Chapter 8: Statistical Models for Prognostication: Development of Regression Models

Evaluation of Performance

Model performance refers to the quality of the predictions from the regression model. For linear models, the most frequently used measure is the explained variation, which is abbreviated as R². R² is defined as:

1 - ((y - y_i)² / (mean(y) - y_i)² ).

For generalized linear models, such as logistic or Cox regression models, several proposals have been made regarding how to calculate explained variation (Mittlbock and Schemper, 1996) (Schemper and Stare, 1996).
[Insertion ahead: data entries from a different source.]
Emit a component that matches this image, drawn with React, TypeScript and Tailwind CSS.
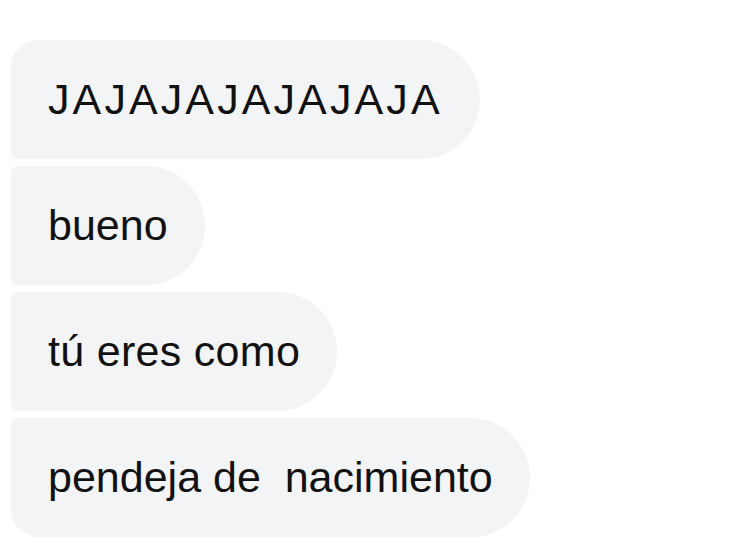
const messages = [
  { text: "JAJAJAJAJAJAJA", corners: "rounded-tl-[28px] rounded-bl-[6px]", extra: "tracking-[3.1px]" },
  { text: "bueno", corners: "rounded-tl-[6px] rounded-bl-[6px]", extra: "" },
  { text: "tú eres como", corners: "rounded-tl-[6px] rounded-bl-[6px]", extra: "tracking-[0.3px]" },
  { text: "pendeja de  nacimiento", corners: "rounded-tl-[6px] rounded-bl-[28px]", extra: "" },
];

export default function App() {
  return (
    <div className="w-[750px] h-[546px] bg-white overflow-hidden font-['Liberation_Sans',Arial,sans-serif]">
      {/* Incoming message group */}
      <div className="flex flex-col items-start gap-[7px] pt-[40px] pl-[11px]">
        {messages.map((m, i) => (
          <div
            key={i}
            className={`h-[119px] flex items-center px-[37px] bg-[#f3f4f6] rounded-r-[60px] ${m.corners}`}
          >
            <span className={`text-[43px] leading-none text-[#111111] whitespace-pre ${m.extra}`}>
              {m.text}
            </span>
          </div>
        ))}
      </div>
    </div>
  );
}
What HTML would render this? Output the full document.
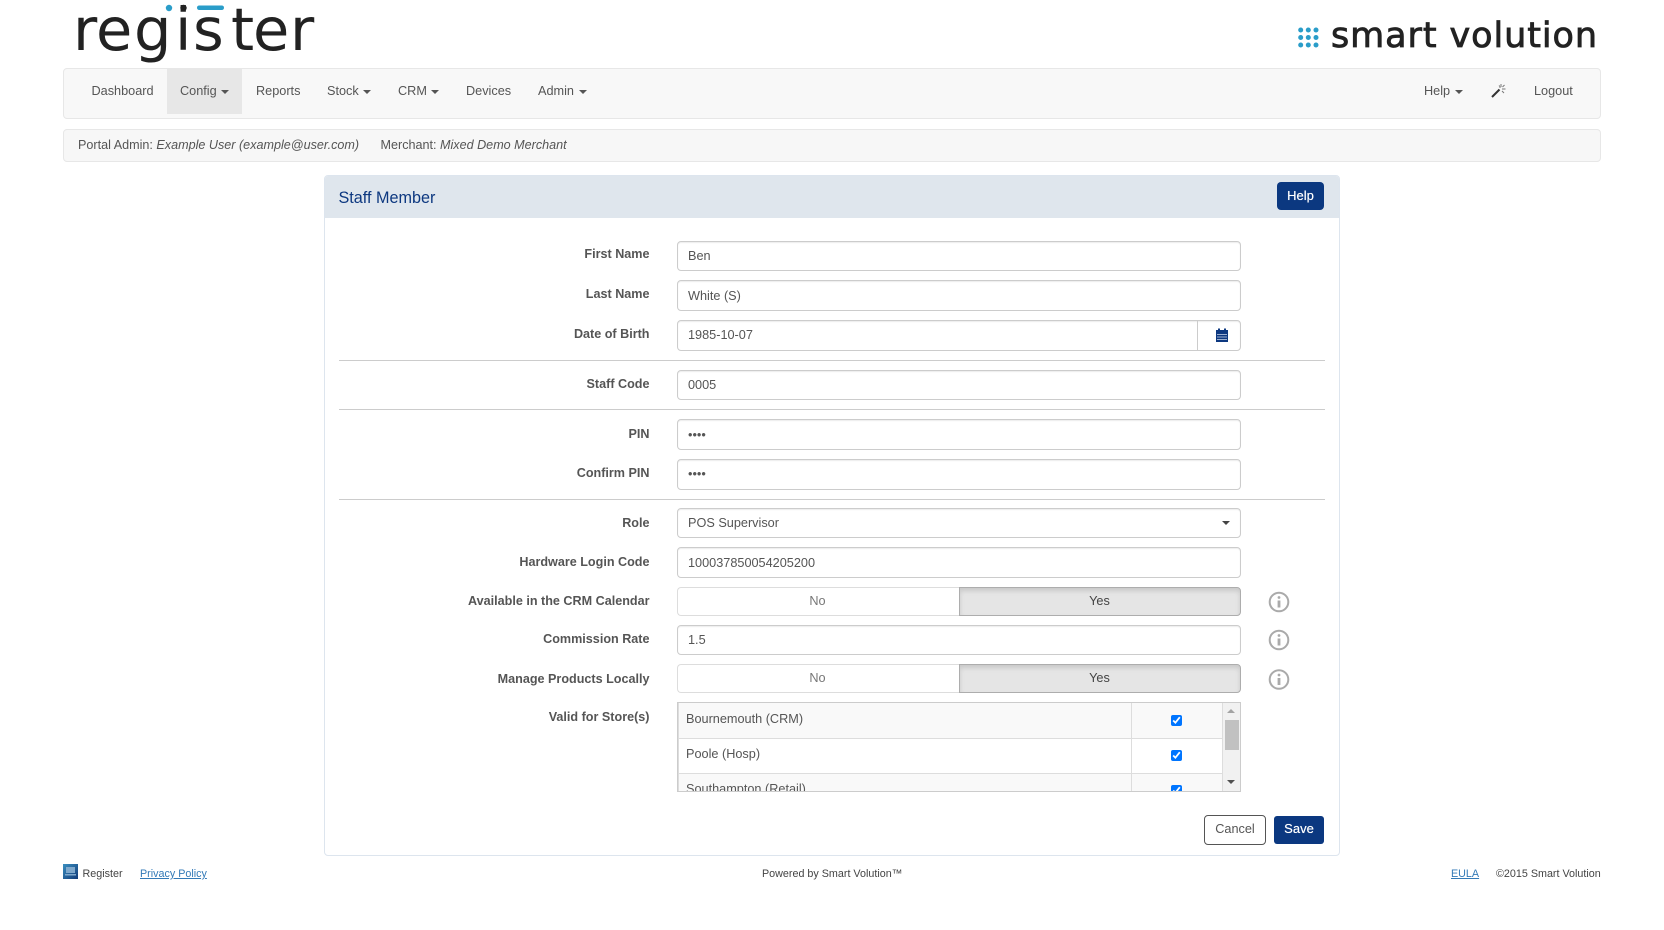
<!DOCTYPE html>
<html lang="en">
<head>
<meta charset="utf-8">
<title>Staff Member</title>
<style>
html,body{margin:0;padding:0;background:#fff;width:1664px;height:930px;overflow:hidden}
body{position:relative;font-family:"Liberation Sans",Arial,sans-serif;font-size:12.6px;color:#555}
.a{position:absolute;box-sizing:border-box}
.t{position:absolute;white-space:nowrap;height:20px;line-height:20px}
.caret{display:inline-block;width:0;height:0;margin-left:1px;vertical-align:middle;border-top:4px solid;border-left:4px solid transparent;border-right:4px solid transparent}
.nav{color:#555;top:81px;font-size:12.7px}
.lab{right:1014.5px;font-weight:bold;color:#555;font-size:12.6px}
.inp{position:absolute;left:677px;width:564px;box-sizing:border-box;background:#fff;border:1px solid #ccc;border-radius:4px;box-shadow:inset 0 1px 1px rgba(0,0,0,.075);padding-left:10px;color:#555;font-size:12.7px}
.hr{position:absolute;left:339px;width:986px;height:1px;background:#ccc}
.no{position:absolute;left:677px;width:282px;height:29px;box-sizing:border-box;border:1px solid #ddd;border-right:0;border-radius:4px 0 0 4px;background:#fff;color:#777;text-align:center;line-height:26px;font-size:12.7px;padding-right:2px}
.yes{position:absolute;left:959px;width:282px;height:29px;box-sizing:border-box;border:1px solid #adadad;border-radius:0 4px 4px 0;background:#e5e5e5;box-shadow:inset 0 3px 5px rgba(0,0,0,.125);color:#444;text-align:center;line-height:26px;font-size:12.7px;padding-right:1px}
.row{position:absolute;left:0;width:544px;height:35px;border-bottom:1px solid #ddd;box-sizing:border-box}
.row span{position:absolute;left:8px;top:5px;line-height:20px;color:#555;font-size:12.7px}
.row i{position:absolute;left:453px;top:0;bottom:-1px;width:1px;background:#ddd}
.row input{position:absolute;left:493px;top:11px;margin:0;width:11px;height:11px}
a{color:#337ab7;text-decoration:underline}
.foot{font-size:10.75px;color:#444;top:864px}
</style>
</head>
<body>

<svg class="a" style="left:0;top:0" width="1664" height="68" viewBox="0 0 1664 68">
  <text y="50" font-family="DejaVu Sans" font-size="59" fill="#222"><tspan x="73">r</tspan><tspan x="96">e</tspan><tspan x="134">g</tspan><tspan x="175">i</tspan><tspan x="193">s</tspan><tspan x="231">t</tspan><tspan x="253">e</tspan><tspan x="290">r</tspan></text>
  <circle cx="169" cy="8" r="3.2" fill="#2a9dc9"/>
  <circle cx="183.5" cy="8" r="3.2" fill="#222"/>
  <rect x="197" y="5.5" width="27" height="4.5" rx="2.2" fill="#2a9dc9"/>
  <text x="1331" y="47" font-family="DejaVu Sans" font-size="35" fill="#222" stroke="#222" stroke-width=".8" textLength="266" lengthAdjust="spacing">smart volution</text>
  <g fill="#2a9dc9">
    <circle cx="1300.7" cy="30" r="2.5"/><circle cx="1308.3" cy="30" r="2.5"/><circle cx="1316" cy="30" r="2.5"/>
    <circle cx="1300.7" cy="37.5" r="2.5"/><circle cx="1308.3" cy="37.5" r="2.5"/><circle cx="1316" cy="37.5" r="2.5"/>
    <circle cx="1300.7" cy="45" r="2.5"/><circle cx="1308.3" cy="45" r="2.5"/><circle cx="1316" cy="45" r="2.5"/>
  </g>
</svg>

<!-- navbar -->
<div class="a" style="left:63px;top:68px;width:1538px;height:51px;background:#f8f8f8;border:1px solid #e7e7e7;border-radius:4px"></div>
<div class="a" style="left:167px;top:69px;width:75px;height:45px;background:#e7e7e7"></div>
<div class="t nav" style="left:91.5px">Dashboard</div>
<div class="t nav" style="left:180px">Config <span class="caret"></span></div>
<div class="t nav" style="left:256px">Reports</div>
<div class="t nav" style="left:327px">Stock <span class="caret"></span></div>
<div class="t nav" style="left:398px">CRM <span class="caret"></span></div>
<div class="t nav" style="left:466px">Devices</div>
<div class="t nav" style="left:538px">Admin <span class="caret"></span></div>
<div class="t nav" style="left:1424px">Help <span class="caret"></span></div>
<svg class="a" style="left:1491px;top:83px" width="15" height="15" viewBox="0 0 15 15">
  <path d="M1 14L8.5 6.5" stroke="#333" stroke-width="2" fill="none"/>
  <path d="M10 1v3M8 2.5l1 1.2M13.5 2l-2 2M11 6h3.5M11 8l2 2M8.5 4.5h1" stroke="#777" stroke-width="1" fill="none"/>
</svg>
<div class="t nav" style="left:1534px">Logout</div>

<!-- breadcrumb -->
<div class="a" style="left:63px;top:129px;width:1538px;height:33px;background:#f7f7f7;border:1px solid #e7e7e7;border-radius:4px"></div>
<div class="t" style="left:78px;top:135px">Portal Admin: <em>Example User (example@user.com)</em></div>
<div class="t" style="left:380.5px;top:135px">Merchant: <em>Mixed Demo Merchant</em></div>

<!-- panel -->
<div class="a" style="left:324px;top:175px;width:1016px;height:681px;background:#fff;border:1px solid #dde5ee;border-radius:4px"></div>
<div class="a" style="left:325px;top:176px;width:1014px;height:42px;background:#dfe6ed;border-radius:3px 3px 0 0"></div>
<div class="t" style="left:338.5px;top:188px;font-size:16.2px;color:#0d3880">Staff Member</div>
<div class="a" style="left:1277px;top:182px;width:47px;height:28px;background:#0b3880;border-radius:4px;color:#fff;text-align:center;line-height:28px;font-size:13px;text-shadow:0 0 .5px #fff">Help</div>

<div class="t lab" style="top:244px">First Name</div>
<div class="inp" style="top:241px;height:30px;line-height:28px">Ben</div>
<div class="t lab" style="top:284px">Last Name</div>
<div class="inp" style="top:280px;height:31px;line-height:31px">White (S)</div>
<div class="t lab" style="top:324px">Date of Birth</div>
<div class="inp" style="top:320px;height:31px;line-height:29px">1985-10-07</div>
<div class="a" style="left:1197px;top:321px;width:1px;height:29px;background:#ccc"></div>
<svg class="a" style="left:1215px;top:328px" width="14" height="14" viewBox="0 0 14 14">
  <rect x="1" y="2" width="12" height="12" fill="#0d3880"/>
  <rect x="3" y="0.5" width="2" height="3" fill="#0d3880"/><rect x="9" y="0.5" width="2" height="3" fill="#0d3880"/>
  <path d="M2 6.5h10M2 9h10M2 11.5h10" stroke="#9db0d0" stroke-width="1"/>
</svg>
<div class="hr" style="top:360px"></div>
<div class="t lab" style="top:374px">Staff Code</div>
<div class="inp" style="top:370px;height:30px;line-height:28px">0005</div>
<div class="hr" style="top:409px"></div>
<div class="t lab" style="top:424px">PIN</div>
<div class="inp" style="top:419px;height:31px;line-height:30px">••••</div>
<div class="t lab" style="top:463px">Confirm PIN</div>
<div class="inp" style="top:459px;height:31px;line-height:28px">••••</div>
<div class="hr" style="top:499px"></div>
<div class="t lab" style="top:513px">Role</div>
<div class="inp" style="top:508px;height:30px;line-height:29px">POS Supervisor</div>
<div class="a" style="left:1221.5px;top:521px;width:0;height:0;border-top:4px solid #444;border-left:4px solid transparent;border-right:4px solid transparent"></div>
<div class="t lab" style="top:552px">Hardware Login Code</div>
<div class="inp" style="top:547px;height:31px;line-height:30px">100037850054205200</div>
<div class="t lab" style="top:591px">Available in the CRM Calendar</div>
<div class="no" style="top:587px">No</div>
<div class="yes" style="top:587px">Yes</div>
<div class="t lab" style="top:629px">Commission Rate</div>
<div class="inp" style="top:625px;height:30px;line-height:28px">1.5</div>
<div class="t lab" style="top:669px">Manage Products Locally</div>
<div class="no" style="top:664px">No</div>
<div class="yes" style="top:664px">Yes</div>

<svg class="a" style="left:1265.5px;top:590px" width="26" height="102" viewBox="0 0 26 102">
  <g fill="none" stroke="#aaa" stroke-width="2">
    <circle cx="13" cy="12" r="9.3"/><circle cx="13" cy="50" r="9.3"/><circle cx="13" cy="89.5" r="9.3"/>
  </g>
  <g fill="#aaa">
    <circle cx="13" cy="7.5" r="1.4"/><rect x="11.6" y="10.5" width="2.8" height="7"/>
    <circle cx="13" cy="45.5" r="1.4"/><rect x="11.6" y="48.5" width="2.8" height="7"/>
    <circle cx="13" cy="85" r="1.4"/><rect x="11.6" y="88" width="2.8" height="7"/>
  </g>
</svg>

<div class="t lab" style="top:707px">Valid for Store(s)</div>
<div class="a" style="left:677px;top:702px;width:564px;height:90px;border:1px solid #ccc;overflow:hidden;background:#fff">
  <div class="a" style="left:0;top:0;width:1px;height:90px;background:#ddd;z-index:2"></div>
  <div class="row" style="top:0;height:36px;background:#f9f9f9"><span style="top:6px">Bournemouth (CRM)</span><i></i><input type="checkbox" checked style="top:12px"></div>
  <div class="row" style="top:36px;background:#fff"><span>Poole (Hosp)</span><i></i><input type="checkbox" checked></div>
  <div class="row" style="top:71px;background:#f9f9f9"><span>Southampton (Retail)</span><i></i><input type="checkbox" checked></div>
  <div class="a" style="left:544px;top:0;width:18px;height:88px;background:#f1f1f1;border-left:1px solid #ddd">
    <div class="a" style="left:2px;top:17px;width:14px;height:30px;background:#c1c1c1"></div>
    <div class="a" style="left:4px;top:6px;width:0;height:0;border-bottom:4px solid #a3a3a3;border-left:4px solid transparent;border-right:4px solid transparent"></div>
    <div class="a" style="left:4px;top:77px;width:0;height:0;border-top:4px solid #505050;border-left:4px solid transparent;border-right:4px solid transparent"></div>
  </div>
</div>

<div class="a" style="left:1204px;top:815px;width:62px;height:30px;background:#fff;border:1px solid #555;border-radius:4px;color:#555;text-align:center;line-height:27px;font-size:12.7px">Cancel</div>
<div class="a" style="left:1274px;top:816px;width:50px;height:28px;background:#0b3880;border-radius:3px;color:#fff;text-align:center;line-height:26px;font-size:13px;text-shadow:0 0 .5px #fff">Save</div>

<!-- footer -->
<svg class="a" style="left:63px;top:864px" width="15" height="15" viewBox="0 0 15 15">
  <defs><linearGradient id="fg" x1="0" y1="0" x2="1" y2="1"><stop offset="0" stop-color="#3a8fc0"/><stop offset="1" stop-color="#123a78"/></linearGradient></defs>
  <rect width="15" height="15" fill="url(#fg)"/>
  <rect x="3" y="3" width="9" height="6" fill="#7fa8cc"/>
  <rect x="2" y="10" width="11" height="1.5" fill="#7fa8cc"/>
</svg>
<div class="t foot" style="left:82.5px">Register</div>
<div class="t foot" style="left:140px"><a href="#">Privacy Policy</a></div>
<div class="t foot" style="left:762px">Powered by Smart Volution™</div>
<div class="t foot" style="left:1451px"><a href="#">EULA</a></div>
<div class="t foot" style="left:1496px">©2015 Smart Volution</div>

</body>
</html>
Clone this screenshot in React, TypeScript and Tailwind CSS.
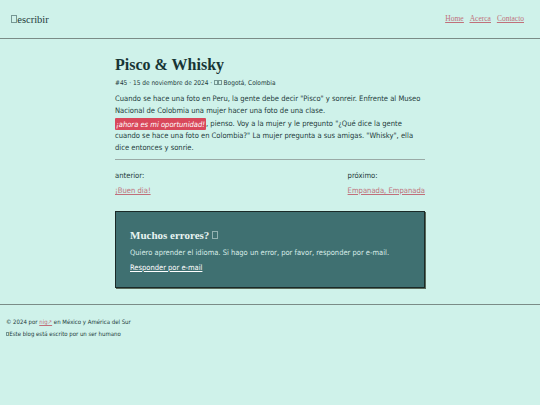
const sans = "font-['DejaVu_Sans_Condensed','DejaVu_Sans',sans-serif]";
const serif = "font-['Liberation_Serif','Times_New_Roman',serif]";

function Tofu({ className = "" }: { className?: string }) {
  return (
    <span
      className={`inline-block h-[0.72em] w-[0.55em] border-[0.5px] border-current align-[-0.02em] opacity-50 ${className}`}
    />
  );
}

export default function App() {
  return (
    <div className={`min-h-[405px] w-full bg-[#cff2ea] text-[#1e3b3b] ${sans}`}>
      <header className="flex h-[39px] items-center justify-between border-b-[1.5px] border-[#7b8c87] px-[11px]">
        <a className={`${serif} pt-[1px] text-[10.5px] text-[#1e3b3b]`}>
          <Tofu className="mr-[0.5px]" />escribir
        </a>
        <nav className={`${serif} flex gap-[6px] pr-[5px] text-[7.5px] text-[#c0707a] underline`}>
          <a>Home</a>
          <a>Acerca</a>
          <a>Contacto</a>
        </nav>
      </header>

      <main className="mx-auto w-[310px] pt-[15px]">
        <h1 className={`${serif} text-[16px] leading-[22px] font-bold text-[#173535]`}>Pisco &amp; Whisky</h1>
        <p className="mt-[2px] text-[6.5px] leading-[10px]">
          #45 · 15 de noviembre de 2024 · <Tofu /><Tofu className="ml-[0.5px]" /> Bogotá, Colombia
        </p>
        <p className="mt-[5px] text-[7.55px] leading-[12px]">
          Cuando se hace una foto en Peru, la gente debe decir "Pisco" y sonreir. Enfrente al Museo Nacional de Colobmia una mujer hacer una foto de una clase.
        </p>
        <p className="mt-[1px] text-[7.55px] leading-[12px]">
          <em className="rounded-[1px] bg-[#d9485b] px-[1px] py-[1.5px] text-white">¡ahora es mi oportunidad!</em>, pienso. Voy a la mujer y le pregunto "¿Qué dice la gente cuando se hace una foto en Colombia?" La mujer pregunta a sus amigas. "Whisky", ella dice entonces y sonrie.
        </p>
        <hr className="mt-[5px] border-t border-[#9aaaa6]" />

        <div className="mt-[8px] flex justify-between text-[7.6px] leading-[15px]">
          <div>
            <div>anterior:</div>
            <a className="text-[#c0707a] underline">¡Buen dia!</a>
          </div>
          <div>
            <div>próximo:</div>
            <a className="text-[#c0707a] underline">Empanada, Empanada</a>
          </div>
        </div>

        <section className="mt-[13px] border border-[#1a2a28] bg-[#3f7071] px-[14px] pt-[16px] pb-[13px] text-[#d8ece8] shadow-[1px_1px_0_#5a6a5a]">
          <h2 className={`${serif} text-[11px] font-bold leading-[14px] text-[#e8f4f2]`}>
            Muchos errores? <Tofu />
          </h2>
          <p className="mt-[5px] text-[7.5px] leading-[12px]">Quiero aprender el idioma. Si hago un error, por favor, responder por e-mail.</p>
          <a className="mt-[3px] block text-[7.5px] leading-[12px] text-white underline">Responder por e-mail</a>
        </section>
      </main>

      <footer className="mt-[16px] border-t-[1.5px] border-[#7b8c87] px-[6px] pt-[11px] text-[6px] leading-[12px]">
        <p>© 2024 por <a className="text-[#c0707a] underline">nig↗</a> en México y América del Sur</p>
        <p><Tofu />Este blog está escrito por un ser humano</p>
      </footer>
    </div>
  );
}
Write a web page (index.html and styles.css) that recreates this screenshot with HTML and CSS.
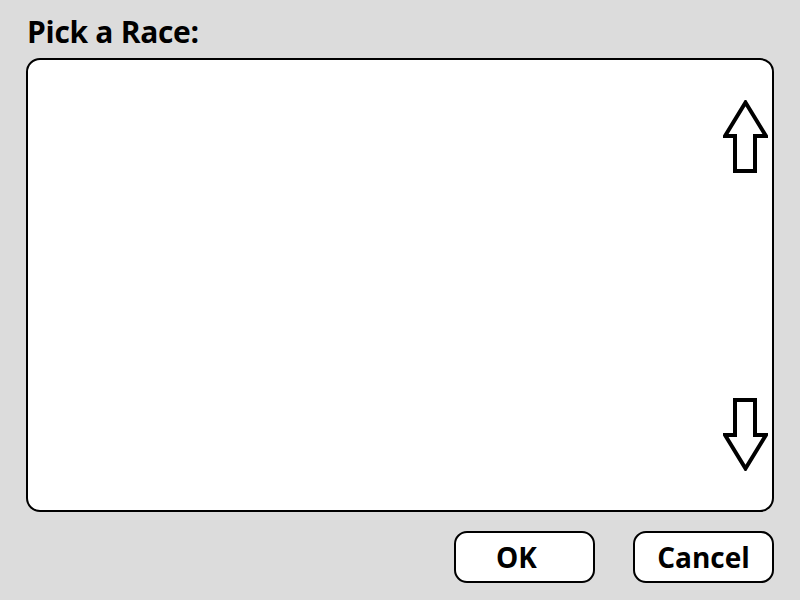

Instead of focusing on overall performance, one usually concentrates on two aspects of model performance in generalized linear models:

Calibration refers to whether the predicted probabilities agree with the observed probabilities. First, we may study "calibration in the large"; i.e. whether predictions agree on average with observed probabilities. Second, we may study calibration in more detail by looking at the correspondence between predictions and observations over the whole range of predictions. The graph below illustrates the four combinations of calibration in the large and calibration in more detail.

Figure 7.2: Calibration

Graphic depiction of calibration, described in text.

Illustration of calibration: actual versus predicted probability. The thick line
illustrates ideal calibration: the actual probabilities correspond exactly to
the predicted probabilities. In a regression context, the intercept a is zero
and the slope b is 1. The dotted line illustrates the situation that predictions on average correspond to observations ("calibration-in-the-large" is OK, a=0), but that low predictions are systematically too low and high
predictions systematically too high (b=1.5). The other two lines (-.-.- and ---) represent situations where calibration in the large is not OK; the predicted odds (probability/(1-probability)) are on average 2 times too high (ln(2) on
the logit scale). An example of severe miscalibration is indicated by the ---
line, where predictions are especially too high for higher predictions.
For example, when the predicted probability was around 80%, the actual
probability was around 50%. Note that the 3 miscalibrated lines can easily
be corrected by adjusting the intercept a and/or slope b.

Correspondence of predictions from a logistic regression model and observations (or "goodness-of-fit" is often assessed by the Hosmer-Lemeshow test. A cross-table is created of observed and expected values, usually by decile of the predicted probability. The H-L test, however, has limited power to detect model mis-specification (Hosmer et al., 1997).